Kiwis pill probe campaign is backed by DFSNZ
Drug Free Sport New Zealand has welcomed a New Zealand Rugby League probe into potential misuse of prescription drugs but said the effects on performance were ''likely to be negligible''.
NZRL chief executive Phil Holden has confirmed it will address the issue in a wide-ranging review of the World Cup tournament which ended with the Kiwis' 34-2 defeat to Australia in the final in Manchester, England on November 30.
Under the microscope is whether players combined prescription sleeping pills with energy drinks - a practice reportedly widespread in Australia's National Rugby League competition.
The combination - believed to have the same effects as recreational drugs - does not breach the World Anti-Doping Agency (Wada) code.
NRL chief medical officer Ron Muratore said the practice of combining prescription sedatives with energy drinks or other high-caffeine supplements was potentially dangerous.
He thought users were probably taking the energy drinks before a game ''and then they can't sleep and need something to help them''.
He said he ''would urge them not to''.
''In effect, they're potentially doing themselves a lot of harm. They're taking something to bring them up and then taking something to bring them down, which seems silly.''
Kiwis manager and former Warriors assistant-coach Tony Iro said the practice of mixing sedatives with energy drinks had been around the NRL for at least 10 years, but their use was not confined to rugby league.
Drug Free Sport New Zealand (DFSNZ) chief executive Graeme Steel said it would be a concern if a ''mindset'' existed in professional sport that mixing prescription drugs and energy drinks or caffeine supplements could boost performance.
''It's not the first time we've heard of it. It's not something we can get involved in, but our concern would be it shows there's a mindset among some athletes.''
Using pills with energy drinks was ''only a short step from what went on at Cronulla and Essendon'', Steel said, referring to the sports supplement rules breaches that rocked the Cronulla Sharks rugby league club and the Essendon Australian Rules club.
Steel said it would be a concern if players were administering the pills and drinks themselves, but it would be ''an even bigger concern'' if they were being administered by ''docs and pseudo sports scientists''.

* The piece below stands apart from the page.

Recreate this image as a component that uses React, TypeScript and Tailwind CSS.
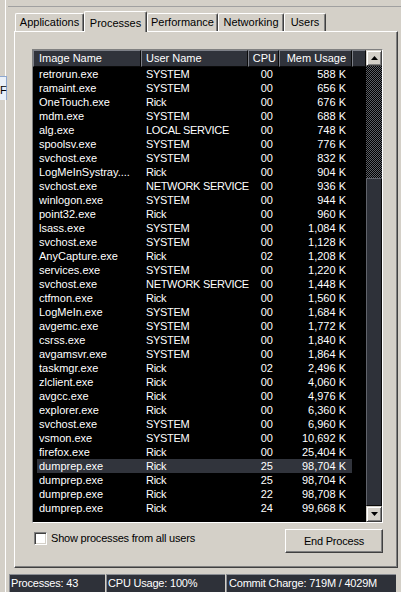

It would be worrying if it became ''de riguer'' that players had to take such substances ''because everyone is doing it''.
''The ability of these things to improve performance is, at best, unproven and is likely to be negligible.''
Steel said DFNZ could not comment on the medical side-effects.
''Our job is to try and preserve the environment that protects the athlete from getting involved with these kinds of things where there is no good science.
''Think back to where cycling started. Before EPO and steroids, it was stimulants. They took them at the start of the day and then took morphine to put them to sleep at night.''
Holden said the NZRL had heard of concern from some of the Kiwis' management team about the recovery practices of some players.
''The use of prescription medication in this way [in combination with energy drinks] is something we want to have a good look at.
''We're concerned about it from a player welfare perspective and whether it's an appropriate use of that type of medication.''
The Australian Olympic Committee banned athletes from using prescription sedatives at the 2012 London Olympic Games, although several swimmers were caught defying the directive.